How does the $1.7 million compare to the amount of money spent by the archdiocese in lobbying efforts in Harrisburg, either directly or through the Catholic Conference in PA?
Thank you Archbishop Chaput for your sobering reflection on the recent release of the Altoona diocese grand jury report and by extension the other similar examples that brought our beloved Church to her knees in shame and supplication for forgiveness. Had we had more Church leaders like you in charge, I suspect this terrible moral blot on the Church would never have occurred.
While there is no question that the resulting reforms that the Church has since made are very good, I do wonder if they go far enough to assure there are no repeats or future problems. The reason for my doubt is that current reforms do not seem to address and mitigate the primary risk factor behind the abuse scandals. Clerical homosexual leanings gone astray. There is no doubt that there are many outstanding priests of a homosexual orientation who live chaste, celibate lives, but internal Catholic studies evaluation of the causes and context of the sexual abuse crisis make apparent that more than 80 percent of the abuse at issue was of a homosexual nature.
This is a very sensitive area that the Catholic Church must lovingly but quickly come to grips with if it wants to rid itself forever of this terrible problem and others like it.
In my mind the solution to this dilemma is spiritually obvious but emotionally difficult. The Church should immediately change the qualification requirements for all new religious entrants to exclude anyone whose sexual orientation is homosexual.

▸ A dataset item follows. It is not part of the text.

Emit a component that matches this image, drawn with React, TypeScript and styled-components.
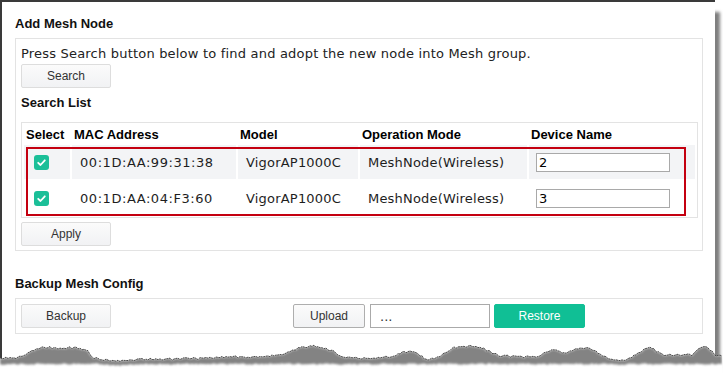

In the temporal realm of “this world” where emotions rule, this action might seem to be discriminatory, mean spirited, unloving, and unmerciful but the Church is not of “this world”. The Church is in the spiritual real of “the next world” where the only thing that is important is salvation. Today’s Church seems to have lost sight of this distinction and allowed their human feelings to get in the way of their spiritual responsibilities to save souls.
If you were truly concerned with saving souls would you put their eternal salvation at risk by knowingly introducing them to sinful temptation? Would it be loving and merciful to hire a bartender who has a drinking problem, a pharmacist who has a drug dependency, or a casino dealer who has a gambling problem? Then why would you accept a seminarian and future priest who is fighting against his homosexual tendencies?